Kandırılmak kurtarmaz

    HİMMET, Arapça'dan dilimize girmiş bir sözcük, çok anlamı var...

    Yerine göre yardım ve kayırma, yerine göre lütuf ve iyilik, yerine göre de emek ve gayret anlamına geliyor...

    Bu sözcük, iblisin dilinde soygun anlamında...

    Yaptığı ortada; insanları Allah ile korkutarak cemaatine para yağdırmayı sağlıyor...
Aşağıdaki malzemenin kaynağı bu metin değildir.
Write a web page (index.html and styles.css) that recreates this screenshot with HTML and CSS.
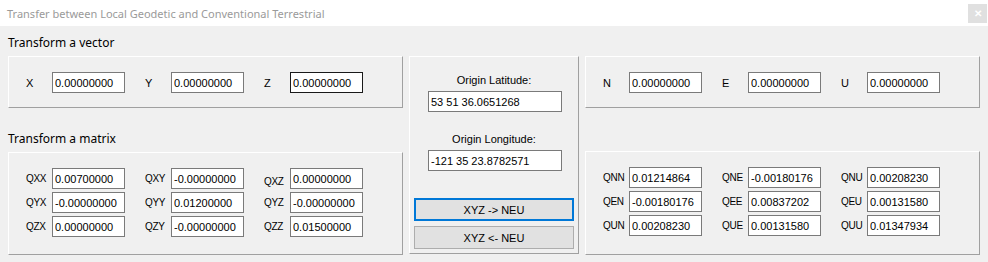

    ...........................

    İmamları, bu yolla karun kadar zenginleşmiş... Asıl servet iblise ait ama üzerinde ne tek kuruş, ne de taşınmaz var; hepsi, güvendiği imamların yeddinde...

    ...........................

    Fethullah için "Çağdaş dilenci" demek daha doğru olur...

    Herif, parası olan kiminle ilişki kurduysa hemen himmeti devreye sokmuş ve muhatabını din diye sahiplendiği bâtıla bulaştırıp yardım talep etmiş...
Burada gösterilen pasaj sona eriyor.